Anyone who has ever tried to quit coffee (or anything else for that matter) knows that it is difficult. I knew that I could not quit coffee cold turkey. I’m far too reliant on it. In order to avoid a failed attempt. I decided to set up a system. 

This system is planned out, easily executed, and designed to slowly ween myself off of coffee. The multi-week plan is as follows.


Step 1- Use up all of the gift cards.
Luckily for me in Portland, we have a fantastic number of coffee shops. Each unique and tasty. I determined that I needed to cut that temptation out of plan. So Step 1..maybe it should be called Step 0… Drink all of the gift card worth of coffee. We had some great coffee and enjoyed it. 


Step 2- Reduce the water.
Every morning I was in the habit of making out small coffee maker full of coffee. 5 cups of water and an heaping amount of grounds gave me a consistent 2.5 mugs of coffee at 4:30 every morning. My first step in altering the prepared coffee was to simply reduce the volume to 2 mugs. I did this by only using 4 cups of water with no change to the coffee. This continued for 1 week.

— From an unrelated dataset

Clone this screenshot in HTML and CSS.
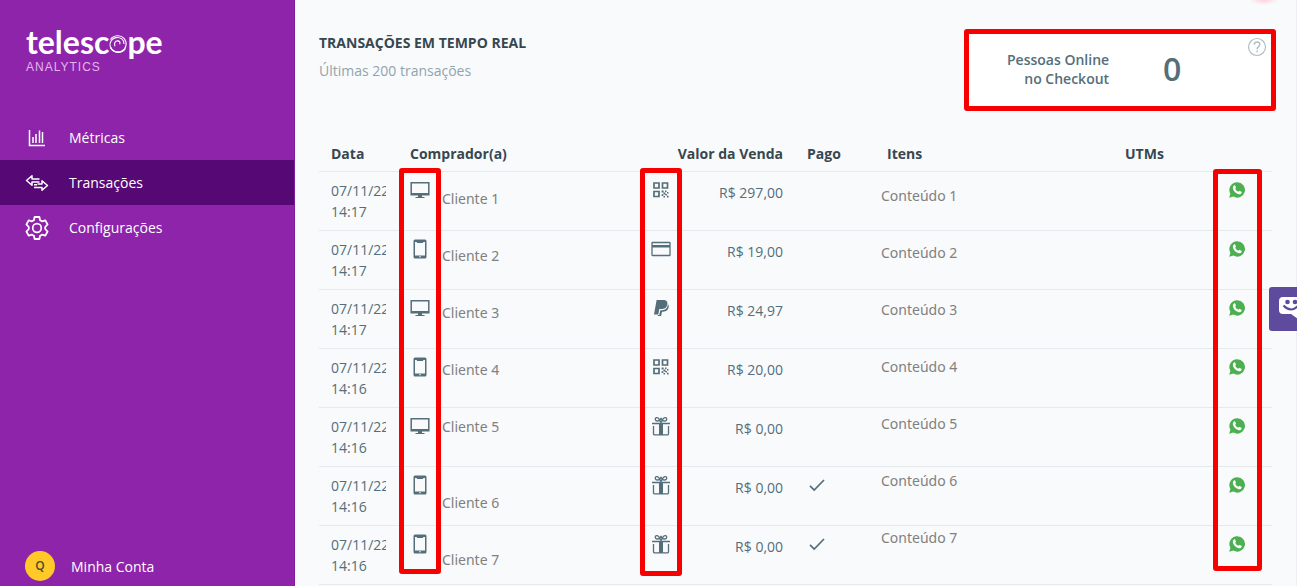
FILE: index.html
```html
<!DOCTYPE html>
<html lang="pt-BR">
<head>
<meta charset="utf-8">
<title>Telescope Analytics - Transações</title>
<meta name="viewport" content="width=device-width, initial-scale=1">
<link rel="stylesheet" href="styles.css">
</head>
<body>
<svg class="sprite" aria-hidden="true">
  <symbol id="desktop" viewBox="0 0 20 20"><path fill="none" stroke="currentColor" stroke-width="1.500" d="M1.200 2.700h17.600v12H1.200z"/><path fill="currentColor" d="M1 13h18v2H1zM8 15h4v2h2.500v1h-9v-1H8z"/></symbol>
  <symbol id="mobile" viewBox="0 0 20 20"><path fill="currentColor" fill-rule="evenodd" d="M5 .5h10q1.500 0 1.500 1.500v16q0 1.500-1.500 1.500H5q-1.500 0-1.500-1.500V2Q3.500.5 5 .5zM5 3v13.500h10V3h-1.500l-.8 1H7.300l-.8-1zM9.200 17.300v1h1.600v-1z"/></symbol>
  <symbol id="qr" viewBox="0 0 20 20"><path fill="none" stroke="currentColor" stroke-width="1.700" d="M3 3h5v5H3zM11.500 3h5v5h-5zM3 11.500h5v5H3z"/><path fill="currentColor" d="M10.600 10.600h2v2h-2zM14 10.600h1.500v1.500H14zM16 12h1.500v1.500H16zM12.500 12.500h2v2h-2zM10.600 14.300h1.700V16h-1.700zM14.500 14h1.500v1.500h-1.500zM12.500 16H14v1.500h-1.500zM16 15.800h1.600v1.600H16z"/></symbol>
  <symbol id="card" viewBox="0 0 20 20"><rect x="1" y="3.500" width="18" height="13" rx=".6" fill="none" stroke="currentColor" stroke-width="1.300"/><path fill="currentColor" d="M1 6h18v2.500H1z"/></symbol>
  <symbol id="paypal" viewBox="0 0 20 20"><path fill="currentColor" d="M5.600 2h6.600c3.200 0 4.700 1.600 4.100 4.500-.6 3-2.600 4.600-5.800 4.600H8.300l-1 5.400H3z"/><path fill="currentColor" d="M17 6.300c.8.9.9 2 .6 3.300-.6 2.800-2.400 4.100-5.200 4.100H11l-.9 4.300H6.800l.2-.9h1.300l1-4.900h2c3.200 0 5.100-2.100 5.700-5.900z"/></symbol>
  <symbol id="gift" viewBox="0 0 20 20"><g fill="none" stroke="currentColor" stroke-width="1.300"><path d="M1 7.500h18M2.500 10v8q0 .8.8.8h13.400q.8 0 .8-.8v-8"/><path d="M10 6.500C8.500 3 7 1.300 5.500 1.600 3.500 2 4 5 6 5c2 0 3.500-1 4-3.200.5 2.200 2 3.200 4 3.200 2 0 2.500-3 .5-3.400C13 1.300 11.500 3 10 6.500z"/></g><path fill="currentColor" d="M8 7h4v12H8z"/></symbol>
  <symbol id="check" viewBox="0 0 20 20"><path fill="none" stroke="currentColor" stroke-width="1.700" d="M3 10.800l4.200 4.200L17 5"/></symbol>
  <symbol id="whatsapp" viewBox="0 0 18 18"><path fill="#4caf50" d="M9.200 1.200a7.700 7.700 0 1 1-3.700 14.400L1.200 16.800l1.200-4.100A7.700 7.700 0 0 1 9.200 1.200z"/><path fill="#fff" d="M6 4.600c.4-.4 1-.4 1.200.1l.7 1.600c.2.5-.2.900-.7 1.400.8 1.600 1.800 2.500 3.300 3.100.6-.8.900-1.100 1.300-.9l1.600.8c.4.2.4.5.2 1-.5 1.300-1.600 1.800-2.900 1.500C7.500 12.400 5.400 10.200 4.900 7.600 4.700 6.400 5.200 5.300 6 4.600z"/></symbol>
</svg>

<div class="app">
  <aside class="sidebar">
    <a class="logo" href="#" aria-label="Telescope Analytics">
      <span class="logo-name"><span>telesc</span><svg class="logo-o" viewBox="0 0 20 20"><path fill="none" stroke="#fff" stroke-width="1.100" d="M2.500 5.500C5.500 1 12.500.5 16 4.300c3.600 4 2.500 10.500-2.300 12.900-4.600 2.200-10.200.1-11.500-4.800C1.200 8 4 4.300 8 3.600c4.500-.8 8.300 2.200 8 6.400"/><path fill="none" stroke="#fff" stroke-width="1.600" d="M2.600 13.500c2.600 5.500 10.600 6.500 14.600 1"/><path fill="none" stroke="#fff" stroke-width="1.100" d="M7 12.300c-1.200-2.800 0-5.300 2.600-5.500 2.200 0 3.200 2 1.900 3.400M9.500 6.800l2.500 1.200"/></svg><span>pe</span></span>
      <span class="logo-sub">ANALYTICS</span>
    </a>
    <nav class="menu">
      <a href="#"><svg class="menu-icon" viewBox="0 0 24 24"><path d="M4.500 4v15.500H20M8 17v-6M11 17V8M14.500 17V4.500M17.500 17V6" stroke-width="1.500"/></svg>Métricas</a>
      <a href="#" class="active" aria-current="page"><svg class="menu-icon" viewBox="0 0 24 24"><path d="M14.500 8H7V4.800L1.500 9.500 7 14.200V11h7.500M9 16.500h8v2.700l5.500-4.700L17 9.800V13h-4.500M9 13.800h3" stroke-width="1.500" stroke-linejoin="round"/></svg>Transações</a>
      <a href="#"><svg class="menu-icon" viewBox="0 0 24 24"><circle cx="12" cy="12" r="4.300" stroke-width="1.700"/><path d="M9.600 1h4.800l.7 3.200 1.900 1.100 3.200-1 2.400 4.100L20.200 11v2l2.400 2.600-2.400 4.100-3.200-1-1.900 1.100-.7 3.200H9.600l-.7-3.200L7 18.700l-3.200 1-2.400-4.100L3.800 13v-2L1.400 8.400l2.400-4.100 3.200 1 1.900-1.100z" stroke-width="1.800" stroke-linejoin="round"/></svg>Configurações</a>
    </nav>
    <a class="account" href="#"><span class="avatar">Q</span>Minha Conta</a>
  </aside>

  <main class="main">
    <header class="page-head">
      <div>
        <h1>TRANSAÇÕES EM TEMPO REAL</h1>
        <p class="subtitle">Últimas 200 transações</p>
      </div>
      <section class="stat">
        <p class="stat-label">Pessoas Online<br>no Checkout</p>
        <strong class="stat-value">0</strong>
        <button class="help" type="button" aria-label="Ajuda"><svg viewBox="0 0 20 20"><circle cx="10" cy="10" r="8.500" stroke-width="1.200"/><path d="M7.300 7.700c0-3.600 5.600-3.500 5.500-.2 0 2.200-2.700 2.100-2.700 4.700M10.100 13.600v1.700" stroke-width="1.500"/></svg></button>
      </section>
    </header>

    <div class="table-area">
      <table>
        <colgroup><col class="c-date"><col class="c-device"><col class="c-buyer"><col class="c-method"><col class="c-value"><col class="c-paid"><col><col class="c-utm"><col class="c-contact"></colgroup>
        <thead>
          <tr><th>Data</th><th colspan="2">Comprador(a)</th><th colspan="2" class="num">Valor da Venda</th><th>Pago</th><th>Itens</th><th>UTMs</th><th></th></tr>
        </thead>
        <tbody>
          <tr><td><div class="date">07/11/22 14:17</div></td><td><svg class="icon"><use href="#desktop"/></svg></td><td></td><td><svg class="icon"><use href="#qr"/></svg></td><td class="num">R$ 297,00</td><td></td><td></td><td></td><td class="contact"><a href="#" aria-label="WhatsApp"><svg><use href="#whatsapp"/></svg></a></td></tr>
          <tr><td><div class="date">07/11/22 14:17</div></td><td><svg class="icon"><use href="#mobile"/></svg></td><td></td><td><svg class="icon"><use href="#card"/></svg></td><td class="num">R$ 19,00</td><td></td><td></td><td></td><td class="contact"><a href="#" aria-label="WhatsApp"><svg><use href="#whatsapp"/></svg></a></td></tr>
          <tr><td><div class="date">07/11/22 14:17</div></td><td><svg class="icon"><use href="#desktop"/></svg></td><td></td><td><svg class="icon"><use href="#paypal"/></svg></td><td class="num">R$ 24,97</td><td></td><td></td><td></td><td class="contact"><a href="#" aria-label="WhatsApp"><svg><use href="#whatsapp"/></svg></a></td></tr>
          <tr><td><div class="date">07/11/22 14:16</div></td><td><svg class="icon"><use href="#mobile"/></svg></td><td></td><td><svg class="icon"><use href="#qr"/></svg></td><td class="num">R$ 20,00</td><td></td><td></td><td></td><td class="contact"><a href="#" aria-label="WhatsApp"><svg><use href="#whatsapp"/></svg></a></td></tr>
          <tr><td><div class="date">07/11/22 14:16</div></td><td><svg class="icon"><use href="#desktop"/></svg></td><td></td><td><svg class="icon"><use href="#gift"/></svg></td><td class="num">R$ 0,00</td><td></td><td></td><td></td><td class="contact"><a href="#" aria-label="WhatsApp"><svg><use href="#whatsapp"/></svg></a></td></tr>
          <tr><td><div class="date">07/11/22 14:16</div></td><td><svg class="icon"><use href="#mobile"/></svg></td><td></td><td><svg class="icon"><use href="#gift"/></svg></td><td class="num">R$ 0,00</td><td><svg class="icon"><use href="#check"/></svg></td><td></td><td></td><td class="contact"><a href="#" aria-label="WhatsApp"><svg><use href="#whatsapp"/></svg></a></td></tr>
          <tr><td><div class="date">07/11/22 14:16</div></td><td><svg class="icon"><use href="#mobile"/></svg></td><td></td><td><svg class="icon"><use href="#gift"/></svg></td><td class="num">R$ 0,00</td><td><svg class="icon"><use href="#check"/></svg></td><td></td><td></td><td class="contact"><a href="#" aria-label="WhatsApp"><svg><use href="#whatsapp"/></svg></a></td></tr>
        </tbody>
      </table>

      <!-- Annotation layer: labels and highlight frames over the table -->
      <ul class="notes notes-buyers"><li>Cliente 1</li><li>Cliente 2</li><li>Cliente 3</li><li>Cliente 4</li><li>Cliente 5</li><li class="after-break">Cliente 6</li><li>Cliente 7</li></ul>
      <ul class="notes notes-items"><li>Conteúdo 1</li><li>Conteúdo 2</li><li>Conteúdo 3</li><li>Conteúdo 4</li><li>Conteúdo 5</li><li>Conteúdo 6</li><li>Conteúdo 7</li></ul>
      <div class="frame frame-device"></div>
      <div class="frame frame-method"></div>
      <div class="frame frame-contact"></div>
    </div>
  </main>
</div>
<div class="glow"></div>
<button class="chat" type="button" aria-label="Chat"><svg viewBox="0 0 28 26"><path fill="#fff" d="M4 1h20q4 0 4 4v9q0 4-4 4h-5v5l-7-5H4q-4 0-4-4V5q0-4 4-4z"/><circle cx="8.500" cy="6" r="2.300" fill="#5e4b9e"/><circle cx="16" cy="6" r="2.300" fill="#5e4b9e"/><path d="M4.500 9.500q7.500 8 15 0" fill="none" stroke="#5e4b9e" stroke-width="2.200"/></svg></button>
</body>
</html>
```
FILE: styles.css
```css
* { box-sizing: border-box; }
body {
  margin: 0;
  font: 14px/21px "Open Sans", sans-serif;
  color: #546e7a;
  background: #f9fafc;
}
h1, p, ul { margin: 0; padding: 0; }
a { color: inherit; text-decoration: none; }
button { padding: 0; border: 0; background: none; cursor: pointer; }
svg { display: block; }
.sprite { position: absolute; width: 0; height: 0; }

.app { display: flex; min-height: 100vh; }

.sidebar {
  flex: 0 0 295px;
  display: flex;
  flex-direction: column;
  padding-top: 24px;
  background: #8e24aa;
  border-right: 1px solid #7d1d9a;
  color: #fff;
}
.logo { display: flex; flex-direction: column; margin: 0 26px 41px; }
.logo-name { display: flex; align-items: center; font: 700 32px/36px Lato, sans-serif; }
.logo-o { width: 20px; height: 20px; margin: 4px -1px 0; }
.logo-sub { font: 400 12px/14px "Liberation Sans", sans-serif; letter-spacing: 1px; color: #e3b5ee; }
.menu a { display: flex; align-items: center; gap: 20px; height: 45px; padding: 0 25px; }
.menu .active { background: #560874; }
.menu-icon { width: 24px; height: 24px; fill: none; stroke: #fff; }
.account { display: flex; align-items: center; gap: 16px; margin-top: auto; padding: 0 25px 5px; }
.avatar {
  width: 30px;
  border-radius: 50%;
  background: #ffca28;
  color: #4e4a2c;
  font-size: 12px;
  font-weight: 600;
  line-height: 30px;
  text-align: center;
}

.main { flex: 1; min-width: 0; padding: 29px 24px 0; border-right: 1px solid #eceff3; }
.page-head { display: flex; justify-content: space-between; margin-bottom: 29px; }
h1 { font-size: 14px; font-weight: 700; line-height: 28px; color: #37474f; }
.subtitle { line-height: 28px; color: #90a4ae; }
.stat {
  position: relative;
  display: flex;
  align-items: center;
  gap: 54px;
  width: 304px;
  height: 74px;
  margin-top: 4px;
  padding: 0 0 2px 39px;
  background: #fff;
}
.stat::after {
  content: "";
  position: absolute;
  inset: -4px;
  border: 5px solid #f80000;
  border-radius: 3px;
  pointer-events: none;
}
.stat-label { font-weight: 600; line-height: 19px; text-align: right; }
.stat-value { font-size: 32px; font-weight: 600; line-height: 40px; }
.help { position: absolute; top: 4px; right: 5px; }
.help svg { width: 20px; height: 20px; fill: none; stroke: #b0bec5; }

.table-area { position: relative; }
table { width: 100%; table-layout: fixed; border-collapse: separate; border-spacing: 0; }
th, td { border-bottom: 1px solid #e6eaed; text-align: left; vertical-align: top; }
th { padding: 7px 12px; height: 36px; font-weight: 700; color: #37474f; white-space: nowrap; }
td { padding: 8px 12px; height: 59px; }
th.num, td.num { text-align: right; white-space: nowrap; }
td.num { line-height: 26px; }
.date { overflow: hidden; }
.c-date { width: 79px; }
.c-device { width: 44px; }
.c-buyer { width: 197px; }
.c-method { width: 44px; }
.c-value { width: 112px; }
.c-paid { width: 80px; }
.c-utm { width: 105px; }
.c-contact { width: 54px; }
.icon { width: 20px; height: 20px; }
.contact { padding: 9px 10px; }
.contact svg { width: 18px; height: 18px; }

.notes {
  position: absolute;
  display: flex;
  flex-direction: column;
  gap: 38px;
  list-style: none;
  font: 14px/19px "Noto Sans", sans-serif;
  color: #808080;
}
.notes-buyers { top: 53px; left: 123px; }
.notes-items { top: 50px; left: 562px; }
.after-break { margin-top: 19px; }

.frame { position: absolute; border: 5px solid #f80000; border-radius: 3px; pointer-events: none; }
.frame-device { top: 32px; left: 80px; width: 42px; height: 406px; }
.frame-method { top: 32px; left: 321px; width: 42px; height: 408px; }
.frame-contact { top: 33px; right: 10px; width: 49px; height: 402px; }

.glow {
  position: absolute;
  top: 0;
  right: 18px;
  width: 30px;
  height: 5px;
  background: radial-gradient(ellipse at top, #fbd3d8, transparent 70%);
}
.chat {
  position: fixed;
  top: 287px;
  right: 0;
  width: 28px;
  height: 44px;
  padding-left: 10px;
  overflow: hidden;
  border-radius: 3px 0 0 3px;
  background: #5e4b9e;
}
.chat svg { width: 28px; height: 26px; }
```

Step 3- Standardize the coffee proportion.
This step was very important. I first needed to standardize how much coffee I was using each morning. Before I would just heap it into the filter. Instead, what I chose to do was use 1 “scoop” per 1 cup of water. I think my scoops were about a tablespoon but I don’t know. It was actually a cookie scoop. I continued this for about 1 week.

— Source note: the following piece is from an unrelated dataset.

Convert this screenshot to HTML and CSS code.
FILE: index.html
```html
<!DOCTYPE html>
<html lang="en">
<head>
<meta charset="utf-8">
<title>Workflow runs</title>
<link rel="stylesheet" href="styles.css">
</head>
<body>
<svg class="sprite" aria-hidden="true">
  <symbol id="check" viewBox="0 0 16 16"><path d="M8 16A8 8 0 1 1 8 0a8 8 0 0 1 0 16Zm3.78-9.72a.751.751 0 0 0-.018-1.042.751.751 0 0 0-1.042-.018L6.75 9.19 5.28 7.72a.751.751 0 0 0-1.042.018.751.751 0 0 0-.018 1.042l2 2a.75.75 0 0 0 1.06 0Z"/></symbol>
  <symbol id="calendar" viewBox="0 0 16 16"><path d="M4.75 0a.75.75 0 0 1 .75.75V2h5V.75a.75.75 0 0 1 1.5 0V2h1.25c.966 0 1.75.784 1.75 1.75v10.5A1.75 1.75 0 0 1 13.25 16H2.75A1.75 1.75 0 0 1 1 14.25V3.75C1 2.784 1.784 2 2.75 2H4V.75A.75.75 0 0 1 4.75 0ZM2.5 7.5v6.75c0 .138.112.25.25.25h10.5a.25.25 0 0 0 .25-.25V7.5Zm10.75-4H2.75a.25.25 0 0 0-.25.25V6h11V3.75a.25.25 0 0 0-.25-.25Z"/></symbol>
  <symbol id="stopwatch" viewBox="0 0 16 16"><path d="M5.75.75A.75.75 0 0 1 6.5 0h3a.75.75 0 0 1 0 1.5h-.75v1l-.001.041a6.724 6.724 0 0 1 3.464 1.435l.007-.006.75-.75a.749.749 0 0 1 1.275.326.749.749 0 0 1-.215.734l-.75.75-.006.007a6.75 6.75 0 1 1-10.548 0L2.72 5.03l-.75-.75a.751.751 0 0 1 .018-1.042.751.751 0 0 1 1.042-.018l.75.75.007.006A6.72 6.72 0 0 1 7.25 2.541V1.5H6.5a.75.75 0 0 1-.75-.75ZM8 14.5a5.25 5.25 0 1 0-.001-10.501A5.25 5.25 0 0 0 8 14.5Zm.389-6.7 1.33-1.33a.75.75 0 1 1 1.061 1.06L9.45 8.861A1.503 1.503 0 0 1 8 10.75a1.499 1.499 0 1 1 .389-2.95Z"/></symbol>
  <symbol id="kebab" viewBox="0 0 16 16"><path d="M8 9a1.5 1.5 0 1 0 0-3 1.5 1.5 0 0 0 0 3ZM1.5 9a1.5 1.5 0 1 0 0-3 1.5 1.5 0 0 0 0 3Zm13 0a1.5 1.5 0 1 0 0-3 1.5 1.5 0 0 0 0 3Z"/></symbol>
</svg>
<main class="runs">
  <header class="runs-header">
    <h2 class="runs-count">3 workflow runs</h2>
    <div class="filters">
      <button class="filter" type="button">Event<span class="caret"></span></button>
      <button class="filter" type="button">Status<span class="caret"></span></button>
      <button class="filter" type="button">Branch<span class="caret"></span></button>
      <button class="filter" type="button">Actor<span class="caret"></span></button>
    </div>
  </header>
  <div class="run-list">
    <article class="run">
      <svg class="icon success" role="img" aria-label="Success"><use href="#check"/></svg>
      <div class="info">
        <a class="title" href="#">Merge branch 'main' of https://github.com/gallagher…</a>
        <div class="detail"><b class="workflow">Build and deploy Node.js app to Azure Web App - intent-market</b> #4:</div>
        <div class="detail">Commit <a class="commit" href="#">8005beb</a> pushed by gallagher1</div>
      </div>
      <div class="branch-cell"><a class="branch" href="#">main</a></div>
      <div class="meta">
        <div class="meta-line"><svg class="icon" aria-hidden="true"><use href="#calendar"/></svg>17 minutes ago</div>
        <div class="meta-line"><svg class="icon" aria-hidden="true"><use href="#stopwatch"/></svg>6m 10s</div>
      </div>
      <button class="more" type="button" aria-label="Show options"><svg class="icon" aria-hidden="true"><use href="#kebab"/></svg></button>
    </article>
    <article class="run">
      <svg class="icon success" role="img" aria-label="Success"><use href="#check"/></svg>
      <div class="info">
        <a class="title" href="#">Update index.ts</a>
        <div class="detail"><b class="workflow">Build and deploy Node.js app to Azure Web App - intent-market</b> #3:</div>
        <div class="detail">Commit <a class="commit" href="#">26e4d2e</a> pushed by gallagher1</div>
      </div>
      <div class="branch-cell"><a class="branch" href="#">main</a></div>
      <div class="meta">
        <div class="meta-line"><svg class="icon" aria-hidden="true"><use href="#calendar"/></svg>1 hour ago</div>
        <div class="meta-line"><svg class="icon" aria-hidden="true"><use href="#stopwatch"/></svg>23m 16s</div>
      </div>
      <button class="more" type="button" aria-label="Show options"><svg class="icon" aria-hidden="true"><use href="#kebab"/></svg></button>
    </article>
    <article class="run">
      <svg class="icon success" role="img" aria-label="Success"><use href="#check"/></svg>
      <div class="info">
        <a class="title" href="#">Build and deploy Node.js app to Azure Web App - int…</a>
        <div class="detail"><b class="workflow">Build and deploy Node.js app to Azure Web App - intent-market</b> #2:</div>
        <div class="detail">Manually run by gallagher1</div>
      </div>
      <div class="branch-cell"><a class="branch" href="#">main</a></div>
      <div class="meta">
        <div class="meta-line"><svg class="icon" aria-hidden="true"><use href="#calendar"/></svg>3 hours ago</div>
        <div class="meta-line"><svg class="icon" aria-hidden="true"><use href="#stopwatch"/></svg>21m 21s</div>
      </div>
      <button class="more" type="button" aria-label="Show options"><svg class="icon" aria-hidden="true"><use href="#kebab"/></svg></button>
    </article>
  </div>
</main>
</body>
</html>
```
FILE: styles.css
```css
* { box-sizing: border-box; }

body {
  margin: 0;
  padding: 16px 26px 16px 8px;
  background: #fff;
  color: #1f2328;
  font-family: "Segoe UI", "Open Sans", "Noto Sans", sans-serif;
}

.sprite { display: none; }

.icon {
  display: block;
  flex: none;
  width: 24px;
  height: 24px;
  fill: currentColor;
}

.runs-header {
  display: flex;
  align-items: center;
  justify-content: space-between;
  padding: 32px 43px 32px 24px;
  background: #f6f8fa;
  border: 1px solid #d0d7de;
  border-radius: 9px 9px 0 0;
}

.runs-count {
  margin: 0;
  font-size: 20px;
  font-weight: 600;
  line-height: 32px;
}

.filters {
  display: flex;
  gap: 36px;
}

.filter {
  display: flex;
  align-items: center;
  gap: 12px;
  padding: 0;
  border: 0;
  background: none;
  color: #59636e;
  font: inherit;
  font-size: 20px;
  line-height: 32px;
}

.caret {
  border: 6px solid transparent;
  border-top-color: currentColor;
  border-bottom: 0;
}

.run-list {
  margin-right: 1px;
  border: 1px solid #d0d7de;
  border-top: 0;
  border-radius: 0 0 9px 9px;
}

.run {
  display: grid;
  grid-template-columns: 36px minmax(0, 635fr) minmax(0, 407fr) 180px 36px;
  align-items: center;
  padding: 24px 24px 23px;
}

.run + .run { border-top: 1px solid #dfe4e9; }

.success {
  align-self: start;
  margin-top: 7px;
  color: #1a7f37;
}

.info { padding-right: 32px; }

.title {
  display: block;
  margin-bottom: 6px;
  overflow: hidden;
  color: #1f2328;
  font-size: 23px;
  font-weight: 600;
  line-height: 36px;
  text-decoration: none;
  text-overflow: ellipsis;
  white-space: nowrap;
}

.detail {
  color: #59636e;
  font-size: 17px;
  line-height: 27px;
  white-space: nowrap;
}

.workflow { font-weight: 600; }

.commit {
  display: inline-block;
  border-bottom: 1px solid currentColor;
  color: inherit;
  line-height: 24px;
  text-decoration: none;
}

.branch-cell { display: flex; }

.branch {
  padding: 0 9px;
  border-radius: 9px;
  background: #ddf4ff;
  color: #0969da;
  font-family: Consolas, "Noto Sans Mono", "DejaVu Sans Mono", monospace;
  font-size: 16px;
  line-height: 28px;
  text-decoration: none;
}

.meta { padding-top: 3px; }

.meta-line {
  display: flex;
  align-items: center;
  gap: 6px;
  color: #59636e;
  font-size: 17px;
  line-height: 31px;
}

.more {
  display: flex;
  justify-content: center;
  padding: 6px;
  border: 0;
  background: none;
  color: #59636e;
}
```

Step 4- Reduce the coffee.
Next, I choose to maintain the water volume in hopes to play a trick on my body. I would drink the same amount of volume each morning except with now 3 scoops of coffee instead of 4. This was about a week.


Step 5- Reduce the water, again.
From there I matched the water to the coffee. 3 scoops of coffee and 3 cups of water. This got me down to a large mug or 1.5 regular mugs of coffee. I continued this for about two weeks. 


Step 6- Reduce the coffee again
From there I moved down to 2.5 scoops of coffee 3 cups of water. Again keeping the volume of liquid in my mug, but decreasing the amount of caffeine (in theory). This lasted only a couple of days because I really tasted the difference in coffee flavor. So quickly moved to a 1:1 ratio coffee and water. 


Step 7- Reduce them both
Now I had worked down to 2 scoops of coffee and 2 cups of water. At this point in the experiment the coffee wasn’t tasting as strong as it used to due to the amount of grounds in the filter. Water was just moving through too quickly. Regardless, I persisted. I stayed here for around 2 weeks.
​


Step 8- Introduce the Moka Pot.  
This may have been the hardest step- moving from 2 cups (1 mug) of coffee to 1 espresso. I chose to make the jump because the flavor of the previous stage was no longer enticing me. It didn’t have the great coffee taste. It was too weak tasting. With the Moka Pot I’m only having 1 scoop (probably 1 tablespoon) of coffee and an espresso amount of water. This gives me the flavor of a strong coffee while keeping the caffeine intake low (hopefully). 


The first couple weeks of this were slow. I wanted afternoon coffees more than ever, but I resisted. Soon enough it became enough.


Step 9- Eliminate coffee on the weekends

This next step happened spontaneously while we were camping. Elisabeth only made one coffee. She thought it would have been enough for both of us, which it would have, but she put oat milk in it. Now, I don't like anything in my coffee so I decided I would rather skip it than have that bad taste in my mouth. I survived too. I had a small headache and I was slightly more tired mid-morning, but I was okay. After that I decided to continue to avoid coffee on the weekends. So far so good.

​
I'm currently hanging at Step 9. I don't know if I need to eliminate coffee all together, but I've accomplished my goal of being significantly less reliant on coffee. At a later time, I'll write more about how this is both positively and negatively affecting my health.